Location
- 701 Enola Rd Morganton, North Carolina 28655 United States
- 35°42′10″N 81°40′12″W﻿ / ﻿35.7028°N 81.6700°W

Information
- Type: Public
- Established: 2007 (19 years ago)
- School district: Burke County Public Schools
- CEEB code: 342741
- Principal: Gretchen Reiss
- Teaching staff: 42.40 (on an FTE basis)
- Grades: 9–12
- Enrollment: 753 (2023–2024)
- Student to teacher ratio: 17.76
- Colors: Red, black, and silver
- Nickname: Panthers
- Website: phs.burke.k12.nc.us

= Robert Logan Patton High School =

Robert L. Patton High School (commonly known as Patton High School) is a public high school in Morganton, North Carolina. It is a part of the Burke County Public Schools district.

==History==
Robert L. Patton High School opened in August 2007. The school was named after Robert Logan Patton IV, a reverend and educator who founded Patton Academy and the Baptist Church of Morganton.

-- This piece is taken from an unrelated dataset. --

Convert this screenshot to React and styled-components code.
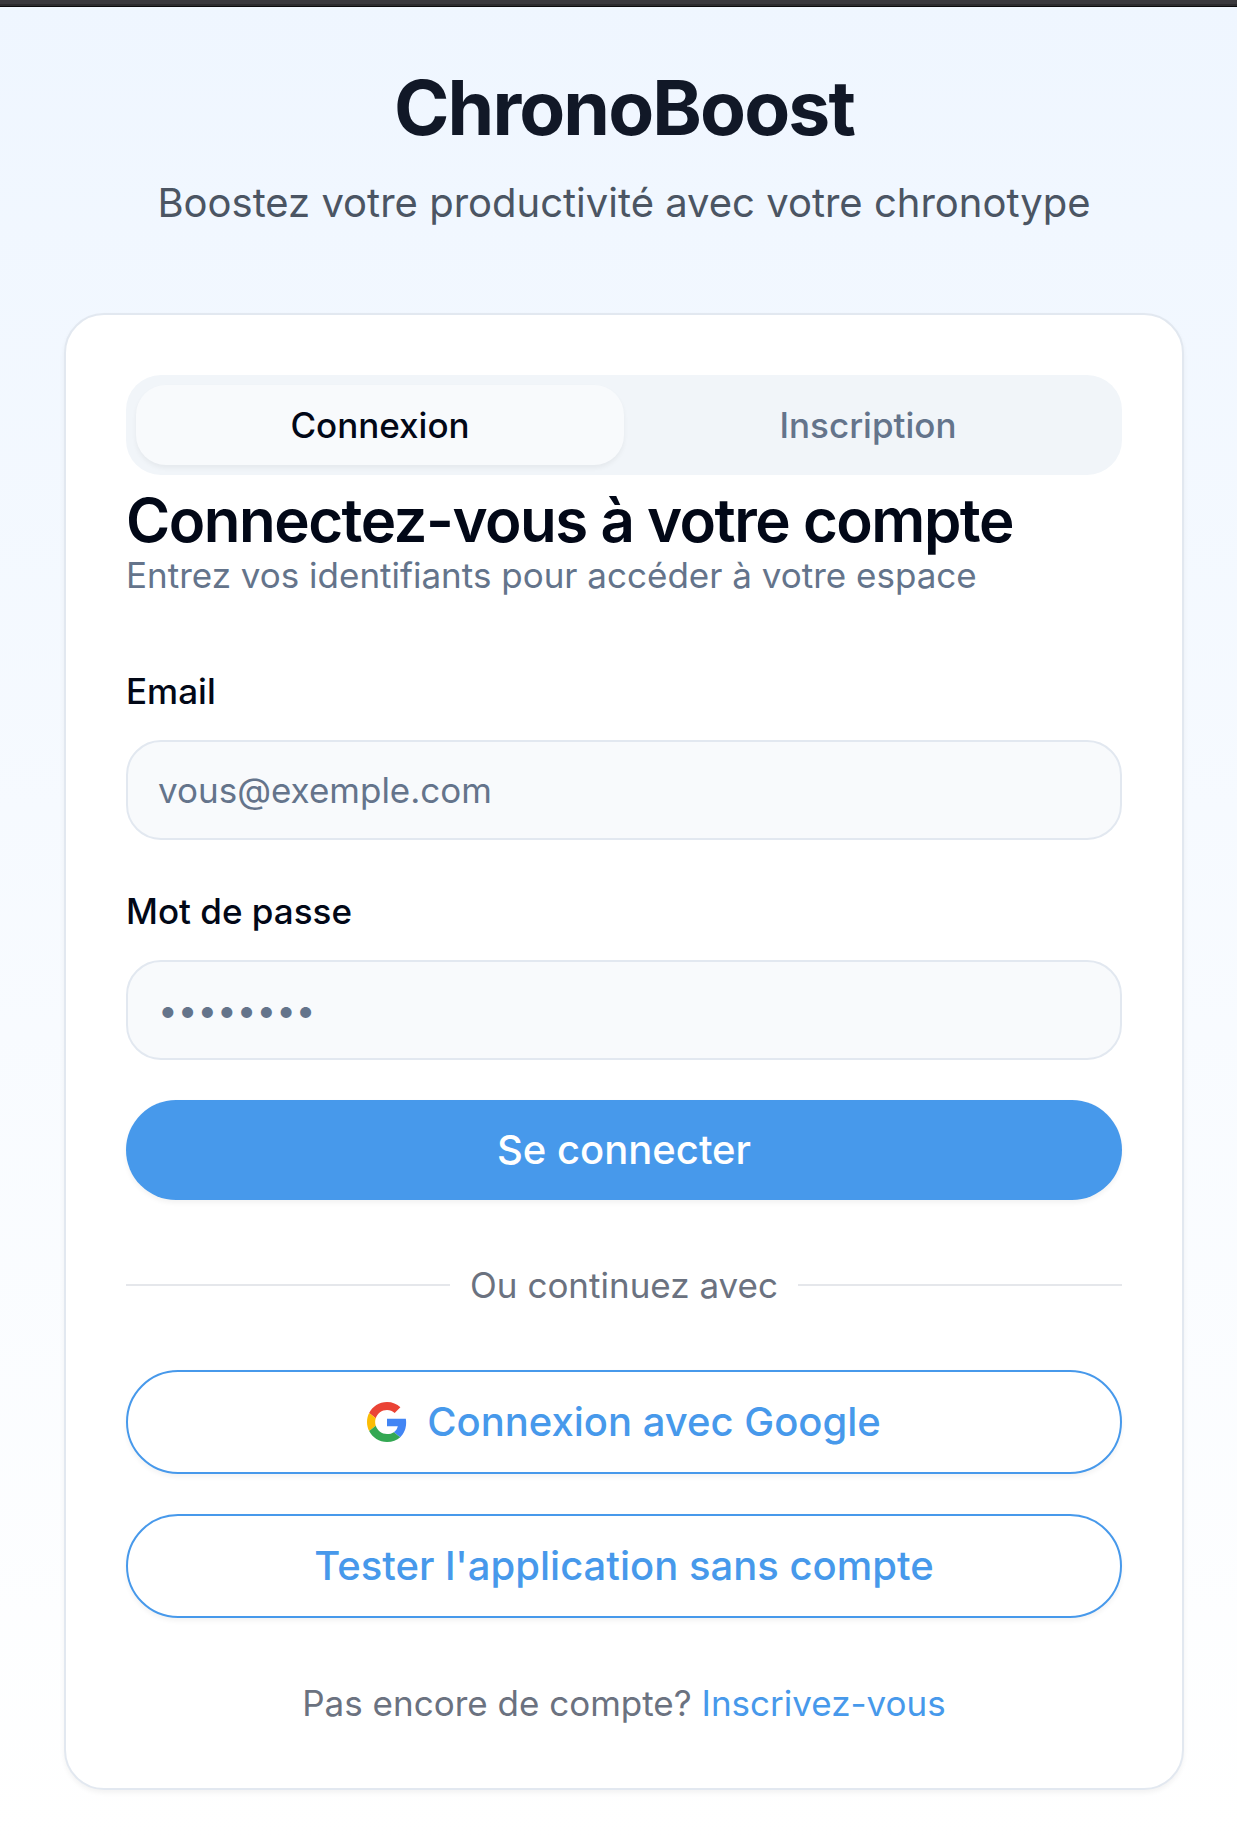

The school shares the same design as Jimmy C. Draughn High School in Valdese, North Carolina, which opened a year later in 2008.

==Athletics==
Patton is a member of the North Carolina High School Athletic Association (NCHSAA) and are classified as a 3A school. The school is a part of the Western Piedmont 3A/4A Conference. Patton's school colors are red, black, and silver, and its team name is the Panthers.